Posted: Thursday 18th August 2016

 

Low level crime and nuisance behaviour has a huge part to play in how safe we feel. Behaviour which is rowdy and insensitive to others has a detrimental impact on our quality of life, even if it is not a criminal matter.  In summer, reports of antisocial behaviour (ASB) and low level disorder typically increase to coincide with the longer and warmer nights. It can be a delicate situation to handle, especially if the perpetrator hasn’t broken the law, and requires a balanced and sensitive approach with the emphasis on talking.
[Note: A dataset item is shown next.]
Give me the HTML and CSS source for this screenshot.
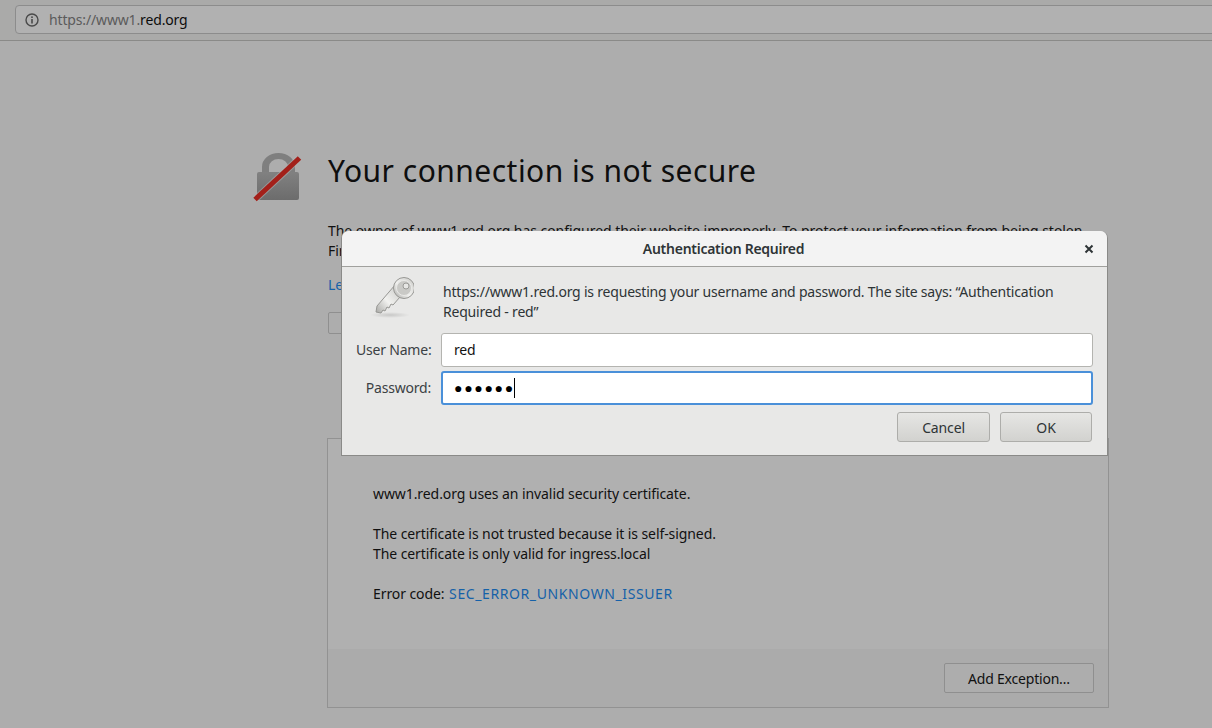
FILE: index.html
```html
<!DOCTYPE html>
<html lang="en">
<head>
<meta charset="utf-8">
<title>Your connection is not secure</title>
<link rel="stylesheet" href="styles.css">
</head>
<body>
<header class="toolbar">
  <div class="urlbar">
    <svg class="info" width="16" height="16" viewBox="0 0 16 16"><circle cx="8" cy="8" r="6" fill="none" stroke="#4a4a4a" stroke-width="1.4"/><rect x="7.2" y="7" width="1.6" height="4.5" fill="#4a4a4a"/><rect x="7.2" y="4.4" width="1.6" height="1.6" fill="#4a4a4a"/></svg>
    <span class="url"><span class="url-dim">https://www1.</span>red.org</span>
  </div>
</header>
<main class="page">
  <div class="error-head">
    <svg class="lock" width="50" height="50" viewBox="0 0 50 50">
      <defs><linearGradient id="lockfill" x1="0" y1="0" x2="0" y2="1"><stop offset="0" stop-color="#818181"/><stop offset="1" stop-color="#6c6c6c"/></linearGradient></defs>
      <path d="M10 20V14a16.500 14 0 0 1 33 0v6h-7v-6a9.500 8 0 0 0-19 0v6z" fill="#7f7f7f"/>
      <rect x="5" y="19" width="42" height="28" rx="2" fill="url(#lockfill)"/>
      <path d="M3 46.500L47.500 5" stroke="#b4b4b4" stroke-opacity=".55" stroke-width="7" fill="none"/>
      <path d="M3 46.500L47.500 5" stroke="#a3201a" stroke-width="5" fill="none"/>
    </svg>
    <h1 class="title">Your connection is not secure</h1>
  </div>
  <div class="content">
    <p class="lead">The owner of www1.red.org has configured their website improperly. To protect your information from being stolen, Firefox has not connected to this website.</p>
    <a class="learn">Learn more…</a>
    <div class="actions"><button class="page-btn back">Go Back</button></div>
    <section class="panel">
      <div class="panel-body">
        <p>www1.red.org uses an invalid security certificate.</p>
        <p>The certificate is not trusted because it is self-signed.<br>The certificate is only valid for ingress.local</p>
        <p>Error code: <a class="code">SEC_ERROR_UNKNOWN_ISSUER</a></p>
      </div>
      <div class="panel-foot"><button class="page-btn add">Add Exception…</button></div>
    </section>
  </div>
</main>
<div class="dialog">
  <div class="dialog-head">
    <span class="dialog-title">Authentication Required</span>
    <svg class="close" width="10" height="10" viewBox="0 0 10 10"><path d="M1.500 1.500l7 7M8.500 1.500l-7 7" stroke="#2e3436" stroke-width="2"/></svg>
  </div>
  <div class="dialog-body">
    <div class="message">
      <svg class="key" width="48" height="48" viewBox="0 0 48 48">
        <defs>
          <linearGradient id="keyfill" x1="0" y1="1" x2="1" y2="0"><stop offset="0" stop-color="#a8a8a5"/><stop offset=".45" stop-color="#f2f2f0"/><stop offset="1" stop-color="#c8c8c5"/></linearGradient>
          <radialGradient id="keyshadow"><stop offset="0" stop-color="#000" stop-opacity=".14"/><stop offset="1" stop-color="#000" stop-opacity="0"/></radialGradient>
        </defs>
        <ellipse cx="24" cy="41" rx="20" ry="3" fill="url(#keyshadow)"/>
        <path d="M29 11L11 32 10 38 15 39 17 36 19 37 21 33 23 34 25 30 27 31 34 23z" fill="url(#keyfill)" stroke="#979794"/>
        <circle cx="38" cy="14" r="10.500" fill="url(#keyfill)" stroke="#979794"/>
        <circle cx="38" cy="14" r="7.500" fill="#c9c9c6" stroke="#e9e9e7"/>
        <circle cx="40" cy="12" r="3" fill="#e6e6e4" stroke="#9a9a97"/>
      </svg>
      <p class="message-text">https://www1.red.org is requesting your username and password. The site says: “Authentication Required - red”</p>
    </div>
    <div class="form">
      <label class="form-label">User Name:</label>
      <div class="field">red</div>
      <label class="form-label">Password:</label>
      <div class="field focus"><span class="dots">●●●●●●</span><span class="caret"></span></div>
    </div>
    <div class="dialog-actions">
      <button class="dlg-btn cancel">Cancel</button>
      <button class="dlg-btn ok">OK</button>
    </div>
  </div>
</div>
</body>
</html>
```
FILE: styles.css
```css
* { box-sizing: border-box; }
html, body { margin: 0; height: 100%; overflow: hidden; }
body {
  background: #adadad;
  color: #111;
  font-family: "Noto Sans", "Open Sans", sans-serif;
  font-size: 14px;
  letter-spacing: -0.08px;
  width: 1212px;
  height: 728px;
  position: relative;
}
.toolbar {
  height: 41px;
  padding: 5px 0 6px 15px;
  border-bottom: 1px solid #8a8a88;
  background: #aaaaa9;
}
.urlbar {
  height: 29px;
  width: 1240px;
  display: flex;
  align-items: center;
  padding-left: 8px;
  gap: 9px;
  background: #b1b1b1;
  border: 1px solid #8c8c8c;
  border-radius: 4px;
}
.url { font-size: 14px; letter-spacing: -0.15px; color: #0c0c0c; }
.url-dim { color: #5b5b5b; }
.info { flex: none; }
.page { padding: 112px 0 0 252px; }
.error-head { display: flex; align-items: flex-start; gap: 26px; height: 68px; }
.lock { flex: none; }
.title {
  margin: 0;
  font-weight: 400;
  font-size: 30px;
  letter-spacing: 0.48px;
  line-height: 36px;
  color: #0e0e0e;
}
.content { padding-left: 76px; margin-top: 0; width: 856px; }
.lead { margin: 0; line-height: 20px; width: 780px; letter-spacing: -0.045px; }
.learn { display: block; margin-top: 14px; line-height: 20px; color: #1561a8; }
.actions { margin-top: 17px; height: 22px; display: flex; }
.page-btn {
  font: inherit;
  letter-spacing: -0.2px;
  color: #111;
  background: #adadad;
  border: 1px solid #8f8f8f;
  border-radius: 2px;
  padding: 0;
}
.back { width: 120px; height: 22px; }
.panel {
  margin-top: 104px;
  margin-left: -1px;
  width: 782px;
  height: 270px;
  border: 1px solid #929292;
  background: #b0b0b0;
  display: flex;
  flex-direction: column;
}
.panel-body { flex: 1; padding: 45px 0 0 45px; }
.panel-body p { margin: 0 0 20px; line-height: 20px; }
.code { color: #1561a8; letter-spacing: 0.6px; margin-left: 1px; }
.panel-foot {
  height: 58px;
  background: #ababab;
  padding: 14px 14px 0 0;
  display: flex;
  justify-content: flex-end;
}
.add { width: 150px; height: 30px; }
.dialog {
  position: absolute;
  left: 341px;
  top: 231px;
  width: 767px;
  height: 225px;
  border: 1px solid #8a8a88;
  border-top: 0;
  border-radius: 7px 7px 0 0;
  background: #e8e8e7;
  color: #2e3436;
  letter-spacing: -0.2px;
}
.dialog-head {
  height: 36px;
  padding-right: 2px;
  background: #f3f3f3;
  border-bottom: 1px solid #a0a09d;
  border-radius: 7px 7px 0 0;
  display: flex;
  align-items: center;
  justify-content: center;
  position: relative;
}
.dialog-title { font-size: 14px; font-weight: 600; letter-spacing: -0.26px; }
.close { position: absolute; right: 13px; top: 13px; }
.dialog-body { padding: 15px 15px 0 14px; }
.message { display: flex; align-items: flex-start; height: 51px; }
.key { flex: none; margin: -8px 0 0 10px; width: 48px; height: 48px; }
.message-text { margin: 0 0 0 29px; line-height: 20px; width: 640px; }
.form {
  display: grid;
  grid-template-columns: 76px 1fr;
  column-gap: 9px;
  row-gap: 4px;
  margin-right: -1px;
}
.form-label { text-align: right; line-height: 34px; color: #3b4144; white-space: nowrap; padding-right: 1px; }
.field {
  height: 34px;
  background: #fff;
  border: 1px solid #b4b4b0;
  border-radius: 3px;
  padding-left: 12px;
  line-height: 32px;
  color: #111;
  display: flex;
  align-items: center;
}
.field.focus { border: 2px solid #4a90d9; padding-left: 11px; }
.dots { font-size: 14px; letter-spacing: 1.7px; color: #000; }
.caret { width: 1px; height: 20px; background: #000; margin-left: -1px; }
.dialog-actions { display: flex; justify-content: flex-end; gap: 10px; margin-top: 7px; }
.dlg-btn {
  font: inherit;
  letter-spacing: -0.15px;
  color: #2e3436;
  height: 30px;
  width: 93px;
  padding: 0;
  border: 1px solid #adadaa;
  border-radius: 3px;
  background: linear-gradient(#e6e6e4, #d2d2cf);
}
.ok { width: 92px; }
```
Police officers are trained mediators and are working with local authorities and partners to make a difference in restoring peace within our communities.  Admittedly, volume can outweigh frontline resources but we all fully appreciate the damage antisocial behaviour can inflict on communities such as Calverton and we are committed to tackling it.

One person’s fun can become another person’s horror and parents have an important role to play in helping their children understand what constitutes reasonable and fun behaviour this summer.  Nobody should have to put up with antisocial behaviour or live in fear and there are robust systems in place to report incidents.  Persistent, targeted antisocial behaviour can isolate and cause a similar level of psychological distress to hate crime and there is no place for such disrespect in Nottinghamshire.

There are a number of systems in place to ensure antisocial behaviour problems are dealt with effectively and given the seriousness they warrant.  The Community Trigger scheme, for example, enables victims of ASB to activate a review of the agency response to the problem where they felt they didn’t receive a satisfactory response.  The focus of this case review is on bringing all the agencies involved in a complaint to take a more joined-up, problem-solving approach to resolve the issues. 

Additionally, restorative justice is bringing offenders of all sorts of crimes including ASB face to face with their victims to improve future relations and to help heal their experiences. Research shows that offenders who are provided with an opportunity for listening to their victims’ point of view and making amends through Community Remedy can prompt a positive attitude change in the offender and stop their offending.

But often, a sensible approach and talking can clear the air before antisocial behaviour becomes embedded.  For instance, are children playing or are they actually engaging in criminal activity?  Explaining the effect of someone’s behaviour on your quality of life can often resolve the problem but if not help and support is always available.